One major issue is that Spezza has found himself firmly entrenched in the bottom-six of the Stars’ lineup. Really, it hasn’t been all that uncommon for the once top-line, top-scoring center to play less than 14 minutes a night. In 20 of his 31 games this season, he hasn’t hit the 14-minute mark and he’s even failed to reach a dozen minutes in five games this season. Without the playing time, Spezza hasn’t been able to produce, but given the Stars are forking over $7.5 million to the veteran center this season and next, you can rest assured Dallas would love if he could start finding ways to put points on the board in limited minutes.
Trevor Daley, Detroit Red Wings
Put aside for a moment the fact that the Red Wings’ Daley signing was one of the more puzzling decisions of the off-season and look purely at it from a production point of view. If Detroit wanted to add some offense to their back end, bringing Daley aboard seemed a sure way to do it. While Daley is no Erik Karlsson or Brent Burns, the two-time Stanley Cup-winning rearguard had scored more than one-third of a point per game over 700-plus games dating back to the 2007-08 campaign. He has a history of producing. You wouldn’t know that, though, if you were to take this year’s numbers alone into account.

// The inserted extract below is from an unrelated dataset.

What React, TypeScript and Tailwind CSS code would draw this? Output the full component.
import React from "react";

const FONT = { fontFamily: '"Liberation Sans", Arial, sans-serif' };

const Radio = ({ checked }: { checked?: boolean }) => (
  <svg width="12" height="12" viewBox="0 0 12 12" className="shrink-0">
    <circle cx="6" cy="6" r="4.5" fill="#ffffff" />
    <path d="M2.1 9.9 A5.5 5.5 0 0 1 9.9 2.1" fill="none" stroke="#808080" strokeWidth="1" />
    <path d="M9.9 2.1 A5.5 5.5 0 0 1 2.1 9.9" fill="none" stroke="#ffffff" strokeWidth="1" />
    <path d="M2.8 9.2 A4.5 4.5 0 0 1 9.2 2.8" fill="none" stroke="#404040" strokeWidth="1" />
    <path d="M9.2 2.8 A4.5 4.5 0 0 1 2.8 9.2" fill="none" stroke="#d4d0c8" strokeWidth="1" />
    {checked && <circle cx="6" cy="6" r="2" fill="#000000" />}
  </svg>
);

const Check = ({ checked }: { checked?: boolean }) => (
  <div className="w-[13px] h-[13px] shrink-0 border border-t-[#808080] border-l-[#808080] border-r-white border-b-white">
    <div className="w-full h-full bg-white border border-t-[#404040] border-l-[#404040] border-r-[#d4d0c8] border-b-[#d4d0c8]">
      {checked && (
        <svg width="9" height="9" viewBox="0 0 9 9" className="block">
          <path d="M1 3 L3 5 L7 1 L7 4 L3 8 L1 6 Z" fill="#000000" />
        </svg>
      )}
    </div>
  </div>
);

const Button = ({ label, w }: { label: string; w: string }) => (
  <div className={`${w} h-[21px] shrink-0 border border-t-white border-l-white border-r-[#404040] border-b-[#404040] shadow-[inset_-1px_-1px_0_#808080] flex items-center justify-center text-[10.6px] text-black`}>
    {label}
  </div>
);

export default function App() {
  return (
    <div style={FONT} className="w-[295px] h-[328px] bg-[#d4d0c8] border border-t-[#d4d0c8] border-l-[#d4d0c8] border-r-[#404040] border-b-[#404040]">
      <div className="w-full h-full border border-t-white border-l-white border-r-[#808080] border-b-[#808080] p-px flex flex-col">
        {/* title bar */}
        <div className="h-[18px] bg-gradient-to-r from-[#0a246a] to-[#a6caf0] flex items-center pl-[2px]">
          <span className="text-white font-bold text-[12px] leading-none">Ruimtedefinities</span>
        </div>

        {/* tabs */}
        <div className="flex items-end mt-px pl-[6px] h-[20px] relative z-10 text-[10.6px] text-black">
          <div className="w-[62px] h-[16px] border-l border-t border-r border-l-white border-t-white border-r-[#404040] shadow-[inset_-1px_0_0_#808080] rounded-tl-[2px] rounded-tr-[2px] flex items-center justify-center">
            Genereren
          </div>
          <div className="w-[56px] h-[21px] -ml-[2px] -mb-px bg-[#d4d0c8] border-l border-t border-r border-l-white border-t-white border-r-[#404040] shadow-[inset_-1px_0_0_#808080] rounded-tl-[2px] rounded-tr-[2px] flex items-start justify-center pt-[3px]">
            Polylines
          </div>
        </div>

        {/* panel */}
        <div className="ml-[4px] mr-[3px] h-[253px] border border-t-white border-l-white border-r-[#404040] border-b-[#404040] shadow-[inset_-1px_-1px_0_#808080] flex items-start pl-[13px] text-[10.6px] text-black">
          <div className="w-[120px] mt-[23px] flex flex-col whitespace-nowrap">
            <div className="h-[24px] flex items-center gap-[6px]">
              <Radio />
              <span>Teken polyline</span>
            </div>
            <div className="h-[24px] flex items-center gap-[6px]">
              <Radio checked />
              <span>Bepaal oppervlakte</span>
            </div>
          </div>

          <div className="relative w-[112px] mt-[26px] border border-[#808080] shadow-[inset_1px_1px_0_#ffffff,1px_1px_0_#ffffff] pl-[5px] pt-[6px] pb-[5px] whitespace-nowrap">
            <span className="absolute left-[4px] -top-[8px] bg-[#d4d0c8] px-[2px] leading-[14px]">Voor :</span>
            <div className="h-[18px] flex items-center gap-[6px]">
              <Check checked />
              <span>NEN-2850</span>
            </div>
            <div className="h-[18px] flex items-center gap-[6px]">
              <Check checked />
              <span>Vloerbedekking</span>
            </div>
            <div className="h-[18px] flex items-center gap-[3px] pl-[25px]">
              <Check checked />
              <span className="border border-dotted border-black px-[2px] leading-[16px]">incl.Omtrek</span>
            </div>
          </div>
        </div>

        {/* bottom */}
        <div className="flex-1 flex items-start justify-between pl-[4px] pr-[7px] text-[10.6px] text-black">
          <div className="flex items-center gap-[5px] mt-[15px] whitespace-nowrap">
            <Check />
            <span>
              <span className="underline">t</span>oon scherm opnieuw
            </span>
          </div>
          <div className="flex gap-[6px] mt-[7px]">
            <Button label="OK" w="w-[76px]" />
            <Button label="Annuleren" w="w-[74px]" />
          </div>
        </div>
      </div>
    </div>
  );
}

Through 28 games in Detroit so far, Daley has two points, both assists, and is scoring at a rate of .07 points per game. Defenders who have played half as many games and have nowhere near the offensive ability have managed more points. And it’s not as if Daley’s defensive play is making up for it. At 5-on-5, he has the second-worst possession rate among Red Wings blueliners and second-worst goals for percentage.
The Red Wings have to hope Daley figures it out, though, and have to hope he does so fast. He inked a three-year, $9.5-million deal in the summer, but it’s not a contract that was signed with the expectation he would be on pace for six points with subpar defensive numbers.